Do we have any of the originals of the Bible's 66 books? NO. Not 1.
But, we do have enough pieces of the cross to build several crosses, and enough other relics to rebuild several sacred objects several times over. Get the point? Anytime something of religious significance survives the ages, we turn it into an idol or good luck charm! That's why, in the OT, God commanded Moses to build a bronze snake and set it up on a pole, to help the people. Later, it had to be taken and smashed by King Hezekiah because the people had named it and were burning incense to it! That's why you get a movie like Indiana Jones and the Raiders of the Lost Ark! You can bet, if we had an original copy of John, from the hand of John, people would be somewhere bowing to it today! They'd miss the point. We don't have the originals. Not one.
How many of you have ever seen an original of the Declaration of Independence? But how many of you have seen at least the text of it and felt confident that you were reading what Thomas Jefferson wrote and then Adams and Franklin adjusted? Why did you feel confident? Several reasons:
1. It was regarded as an important document, so it was treated that way.
2. Many copies were made of it right away and sent around to the 13 colonies
3. Many witnesses saw it and would verify its contents
4. We could always go back and look at the original.
What about the US Constitution? The Gettysburg Address? Same things: they were important, many copies were made of them and spread around, many witnesses saw them, and we could always go back and look at the originals in some form. We believe about those old, important documents that we have the original writings of their authors, even without seeing them in person, based on all of these external evidences.
Now, let's take away #4.
Let's say no one living today has seen the originals of other old writings: Longfellow, Shakespeare, Chaucer. Let's go further back: Homer, Plato, Aristotle. We read their works. We accept that what we're reading are their works, but all of that's based only on copies. There's no original for comparison. Still, we assume that what we have is fairly accurate. Why? Because of…
the number of copies that exist
the care given to making the copies
the age of the copies
witnesses verify them
Even without the originals, we're still confident that we're reading Shakespeare, Chaucer, Longfellow, even Homer, Plato, and Aristotle.
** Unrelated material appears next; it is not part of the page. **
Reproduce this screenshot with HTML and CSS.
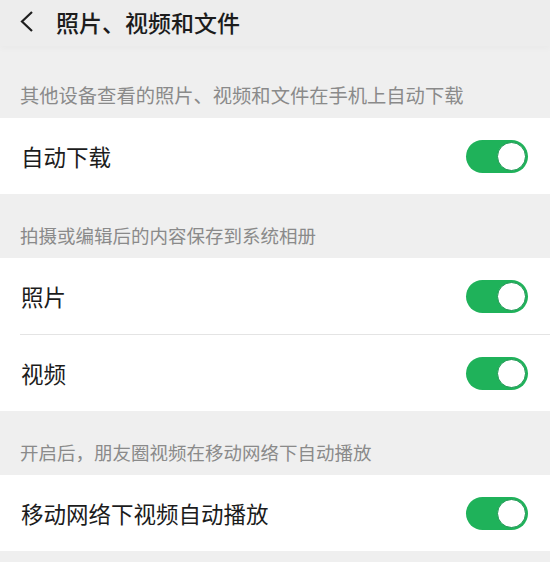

Just for comparison, let's take the external evidence for the ancient writing of which we have the most and oldest copies and compare it to the NT. That would be Homer's Iliad.
There are 643 different copies of the Iliad existing today. The oldest one was made 500 years after Homer wrote the original in 725-625 BC. It was regarded as sacred literature, so it was carefully copied, sent around, and preserved. It's still read and studied today. We figure, when we're reading it, we're reading Homer - translated from classical Greek, of course. When we take those 643 copies and compare them, there are differences in about 5% of the whole text. Only 5% of the whole, and most of these places don't affect the meaning significantly. As ancient writing is concerned, the Iliad's very well-preserved.
Let's compare that to the whole NT.
The NT was also regarded as sacred literature early on too, so it was carefully copied, spread around and preserved. The oldest copied parts of it that we have today were made about 25 years after it was collected. All totaled, there are 24,633 ancient copies of the NT and parts of it. When we take all of those copies and compare them, there are differences in the copies in about .5% of the whole text - ½ of 1% - 400 words of the total. All of these are places that don't significantly affect the meaning - and, we know where they all are!